‘You think you can be alive without taking risks…’
You know that a film is a proper grown-up film for adults if it features two middle-class couples engaging in wife-swapping. Think Indecent Proposal or The Ice Storm. Well, 1992’s Consenting Adults is in that arena, it also falls into the yuppie nightmare genre, AND it appears to be a very loose remake of Hitchcock’s classic Vertigo. Essentially, Alan J. Pakula’s thriller has no idea what kind of movie it wants to be…
Richard (Kevin Kline) and Priscilla Parker (Mary Elizabeth Mastrantonio) are living out a fulfilling if tedious suburban life. He writes jingles for advertisements, and she… I didn’t catch what she does. This film is very much focused on the male characters and their gaze. Everything is going fine until Eddy (Kevin Spacey) and Kay Otis (Rebecca Miller) move in across the street. Sure enough, it quickly becomes apparent that Eddy is after more than a neighbourly companion.

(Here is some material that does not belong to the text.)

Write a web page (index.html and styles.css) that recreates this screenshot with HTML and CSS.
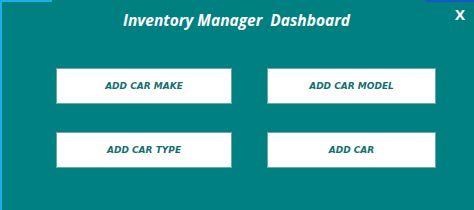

So far, so bland. What marks Consenting Adults apart from the many other thrillers from the same era is that halfway through it abandons the wife swap angle to perform an insane pivot into something else entirely. This change in mood is incredibly abrupt, and therefore, utterly jarring, and much of your enjoyment of this movie will depend on your ability to make peace with the twist. I found it pretty exciting, but it does also dissipate the tension somewhat so that the second half of the movie is a bit of a letdown. That being said, Kline is great and also sports a great moustache, and Miller makes for a suitably icy femme fatale. Spacey is a little too sleazy as the neighbour from hell, but that’s what you always get from Spacey, it is up to the director to channel that into something watchable.
Consenting Adults would be just another ’90s thriller without the second-act twist, but even with that shocking about-turn, it’s still pretty rote and by the book. One for genre fans only.